▸ Task details
Transcribe the whole listing without a single picture.

═══

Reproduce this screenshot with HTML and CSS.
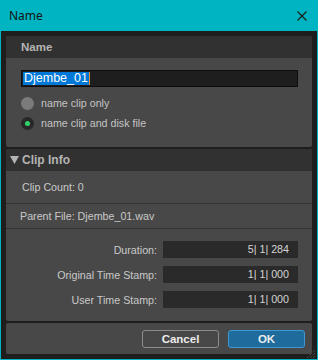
FILE: index.html
```html
<!DOCTYPE html>
<html lang="en">
<head>
    <meta charset="UTF-8">
    <meta name="viewport" content="width=device-width, initial-scale=1.0">
    <title>Name</title>
    <link rel="stylesheet" href="styles.css">
</head>
<body>
    <div class="window">
        <div class="titlebar">
            <span class="title">Name</span>
            <svg class="close" width="10" height="10" viewBox="0 0 10 10">
                <path d="M0.5 0.5 L9.5 9.5 M9.5 0.5 L0.5 9.5" stroke="#1a1a1a" stroke-width="1.1" fill="none"/>
            </svg>
        </div>

        <div class="content">
            <!-- Name panel -->
            <section class="panel panel-name">
                <div class="panel-head">Name</div>
                <div class="name-body">
                    <div class="name-field"><span class="sel">Djembe_01</span><span class="caret"></span></div>
                    <div class="radio-row"><span class="radio"></span>name clip only</div>
                    <div class="radio-row"><span class="radio on"></span>name clip and disk file</div>
                </div>
            </section>

            <!-- Clip info panel -->
            <section class="panel panel-info">
                <div class="panel-head head-toggle">
                    <svg class="arrow" width="9" height="8" viewBox="0 0 9 8"><path d="M0 0 H9 L4.5 8 Z" fill="#b4b4b4"/></svg>
                    Clip Info
                </div>
                <div class="info-row count">Clip Count: 0</div>
                <div class="info-row parent">Parent File: Djembe_01.wav</div>
                <div class="times">
                    <div class="time-row">
                        <span class="time-label">Duration:</span>
                        <span class="time-value">5| 1| 284</span>
                    </div>
                    <div class="time-row">
                        <span class="time-label">Original Time Stamp:</span>
                        <span class="time-value">1| 1| 000</span>
                    </div>
                    <div class="time-row">
                        <span class="time-label">User Time Stamp:</span>
                        <span class="time-value">1| 1| 000</span>
                    </div>
                </div>
            </section>

            <!-- Buttons -->
            <section class="panel panel-buttons">
                <button class="btn">Cancel</button>
                <button class="btn primary">OK</button>
            </section>

            <svg class="grip" width="12" height="12" viewBox="0 0 12 12">
                <path d="M11 3 L3 11 M11 6 L6 11 M11 9 L9 11" stroke="#5e5e5e" stroke-width="1" stroke-dasharray="1 1" fill="none"/>
            </svg>
        </div>
    </div>
</body>
</html>
```

FILE: styles.css
```css
body {
    margin: 0;
    background: #00b5c1;
}

.window {
    width: 318px;
    height: 360px;
    background: #00b5c1;
    display: flex;
    flex-direction: column;
    font-family: "Liberation Sans", Arial, sans-serif;
}

.titlebar {
    height: 31px;
    flex: none;
    display: flex;
    align-items: center;
    justify-content: space-between;
    padding: 0 11px 0 9px;
}

.title {
    font-family: "Noto Sans", "Open Sans", sans-serif;
    font-size: 12px;
    color: #111;
}

.content {
    position: relative;
    flex: 1;
    margin: 0 1px 1px;
    background: #1e1e1e;
    padding: 5px;
    display: flex;
    flex-direction: column;
    gap: 2px;
}

.panel {
    background: #484848;
    border-radius: 2px;
    overflow: hidden;
}

.panel-head {
    height: 22px;
    background: #313131;
    display: flex;
    align-items: center;
    padding-left: 15px;
    font-size: 11.5px;
    font-weight: bold;
    color: #b4b4b4;
}

/* Name panel */
.panel-name {
    height: 111px;
}

.name-body {
    padding: 12px 14px 0 15px;
}

.name-field {
    height: 17px;
    box-sizing: border-box;
    border: 1px solid #0c0c0c;
    background: #1e1e1e;
    display: flex;
    align-items: center;
    padding-left: 1px;
    margin-bottom: 6px;
}

.sel {
    background: #0078d7;
    color: #fff;
    font-size: 12.5px;
    line-height: 13px;
    padding: 0 1px;
}

.caret {
    width: 1px;
    height: 13px;
    background: #e8892b;
}

.radio-row {
    height: 20px;
    display: flex;
    align-items: center;
    font-size: 10.7px;
    color: #c4c4c4;
}

.radio {
    width: 13px;
    height: 13px;
    border-radius: 50%;
    background: #7b7b7b;
    margin-right: 7px;
    display: flex;
    align-items: center;
    justify-content: center;
}

.radio.on {
    background: #282828;
}

.radio.on::after {
    content: "";
    width: 5px;
    height: 5px;
    border-radius: 50%;
    background: #2fd36b;
}

/* Clip info panel */
.panel-info {
    height: 172px;
}

.head-toggle {
    padding-left: 4px;
    font-size: 12px;
}

.arrow {
    margin-right: 3px;
}

.info-row {
    display: flex;
    align-items: center;
    font-size: 10.7px;
    color: #c8c8c8;
    border-bottom: 1px solid #333;
}

.info-row.count {
    height: 32px;
    padding-left: 16px;
}

.info-row.parent {
    height: 24px;
    padding-left: 14px;
}

.times {
    padding: 12px 14px 0 0;
    display: flex;
    flex-direction: column;
    gap: 8px;
}

.time-row {
    display: grid;
    grid-template-columns: 1fr 135px;
    column-gap: 6px;
    align-items: center;
    font-size: 10.7px;
    color: #c8c8c8;
}

.time-label {
    text-align: right;
}

.time-value {
    height: 17px;
    line-height: 17px;
    background: #2a2a2a;
    text-align: right;
    padding-right: 9px;
    color: #d4d4d4;
}

/* Buttons */
.panel-buttons {
    height: 31px;
    display: flex;
    justify-content: flex-end;
    align-items: flex-start;
    gap: 9px;
    padding: 7px 7px 0 0;
    box-sizing: border-box;
}

.btn {
    width: 77px;
    height: 18px;
    border-radius: 3px;
    border: 1px solid #8c8c8c;
    background: transparent;
    color: #ececec;
    font-family: "Liberation Sans", Arial, sans-serif;
    font-size: 11.5px;
    font-weight: bold;
    padding: 0;
}

.btn.primary {
    background: #1f6b9c;
    border-color: #3d97d3;
}

.grip {
    position: absolute;
    right: 1px;
    bottom: 0;
}
```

═══

▸ Solved exercise
Reproduce this screenshot with HTML and CSS.
FILE: index.html
```html
<!DOCTYPE html>
<html lang="en">
<head>
    <meta charset="UTF-8">
    <meta name="viewport" content="width=device-width, initial-scale=1.0">
    <title>Name</title>
    <link rel="stylesheet" href="styles.css">
</head>
<body>
    <div class="window">
        <div class="titlebar">
            <span class="title">Name</span>
            <svg class="close" width="10" height="10" viewBox="0 0 10 10">
                <path d="M0.5 0.5 L9.5 9.5 M9.5 0.5 L0.5 9.5" stroke="#1a1a1a" stroke-width="1.1" fill="none"/>
            </svg>
        </div>

        <div class="content">
            <!-- Name panel -->
            <section class="panel panel-name">
                <div class="panel-head">Name</div>
                <div class="name-body">
                    <div class="name-field"><span class="sel">Djembe_01</span><span class="caret"></span></div>
                    <div class="radio-row"><span class="radio"></span>name clip only</div>
                    <div class="radio-row"><span class="radio on"></span>name clip and disk file</div>
                </div>
            </section>

            <!-- Clip info panel -->
            <section class="panel panel-info">
                <div class="panel-head head-toggle">
                    <svg class="arrow" width="9" height="8" viewBox="0 0 9 8"><path d="M0 0 H9 L4.5 8 Z" fill="#b4b4b4"/></svg>
                    Clip Info
                </div>
                <div class="info-row count">Clip Count: 0</div>
                <div class="info-row parent">Parent File: Djembe_01.wav</div>
                <div class="times">
                    <div class="time-row">
                        <span class="time-label">Duration:</span>
                        <span class="time-value">5| 1| 284</span>
                    </div>
                    <div class="time-row">
                        <span class="time-label">Original Time Stamp:</span>
                        <span class="time-value">1| 1| 000</span>
                    </div>
                    <div class="time-row">
                        <span class="time-label">User Time Stamp:</span>
                        <span class="time-value">1| 1| 000</span>
                    </div>
                </div>
            </section>

            <!-- Buttons -->
            <section class="panel panel-buttons">
                <button class="btn">Cancel</button>
                <button class="btn primary">OK</button>
            </section>

            <svg class="grip" width="12" height="12" viewBox="0 0 12 12">
                <path d="M11 3 L3 11 M11 6 L6 11 M11 9 L9 11" stroke="#5e5e5e" stroke-width="1" stroke-dasharray="1 1" fill="none"/>
            </svg>
        </div>
    </div>
</body>
</html>
```

FILE: styles.css
```css
body {
    margin: 0;
    background: #00b5c1;
}

.window {
    width: 318px;
    height: 360px;
    background: #00b5c1;
    display: flex;
    flex-direction: column;
    font-family: "Liberation Sans", Arial, sans-serif;
}

.titlebar {
    height: 31px;
    flex: none;
    display: flex;
    align-items: center;
    justify-content: space-between;
    padding: 0 11px 0 9px;
}

.title {
    font-family: "Noto Sans", "Open Sans", sans-serif;
    font-size: 12px;
    color: #111;
}

.content {
    position: relative;
    flex: 1;
    margin: 0 1px 1px;
    background: #1e1e1e;
    padding: 5px;
    display: flex;
    flex-direction: column;
    gap: 2px;
}

.panel {
    background: #484848;
    border-radius: 2px;
    overflow: hidden;
}

.panel-head {
    height: 22px;
    background: #313131;
    display: flex;
    align-items: center;
    padding-left: 15px;
    font-size: 11.5px;
    font-weight: bold;
    color: #b4b4b4;
}

/* Name panel */
.panel-name {
    height: 111px;
}

.name-body {
    padding: 12px 14px 0 15px;
}

.name-field {
    height: 17px;
    box-sizing: border-box;
    border: 1px solid #0c0c0c;
    background: #1e1e1e;
    display: flex;
    align-items: center;
    padding-left: 1px;
    margin-bottom: 6px;
}

.sel {
    background: #0078d7;
    color: #fff;
    font-size: 12.5px;
    line-height: 13px;
    padding: 0 1px;
}

.caret {
    width: 1px;
    height: 13px;
    background: #e8892b;
}

.radio-row {
    height: 20px;
    display: flex;
    align-items: center;
    font-size: 10.7px;
    color: #c4c4c4;
}

.radio {
    width: 13px;
    height: 13px;
    border-radius: 50%;
    background: #7b7b7b;
    margin-right: 7px;
    display: flex;
    align-items: center;
    justify-content: center;
}

.radio.on {
    background: #282828;
}

.radio.on::after {
    content: "";
    width: 5px;
    height: 5px;
    border-radius: 50%;
    background: #2fd36b;
}

/* Clip info panel */
.panel-info {
    height: 172px;
}

.head-toggle {
    padding-left: 4px;
    font-size: 12px;
}

.arrow {
    margin-right: 3px;
}

.info-row {
    display: flex;
    align-items: center;
    font-size: 10.7px;
    color: #c8c8c8;
    border-bottom: 1px solid #333;
}

.info-row.count {
    height: 32px;
    padding-left: 16px;
}

.info-row.parent {
    height: 24px;
    padding-left: 14px;
}

.times {
    padding: 12px 14px 0 0;
    display: flex;
    flex-direction: column;
    gap: 8px;
}

.time-row {
    display: grid;
    grid-template-columns: 1fr 135px;
    column-gap: 6px;
    align-items: center;
    font-size: 10.7px;
    color: #c8c8c8;
}

.time-label {
    text-align: right;
}

.time-value {
    height: 17px;
    line-height: 17px;
    background: #2a2a2a;
    text-align: right;
    padding-right: 9px;
    color: #d4d4d4;
}

/* Buttons */
.panel-buttons {
    height: 31px;
    display: flex;
    justify-content: flex-end;
    align-items: flex-start;
    gap: 9px;
    padding: 7px 7px 0 0;
    box-sizing: border-box;
}

.btn {
    width: 77px;
    height: 18px;
    border-radius: 3px;
    border: 1px solid #8c8c8c;
    background: transparent;
    color: #ececec;
    font-family: "Liberation Sans", Arial, sans-serif;
    font-size: 11.5px;
    font-weight: bold;
    padding: 0;
}

.btn.primary {
    background: #1f6b9c;
    border-color: #3d97d3;
}

.grip {
    position: absolute;
    right: 1px;
    bottom: 0;
}
```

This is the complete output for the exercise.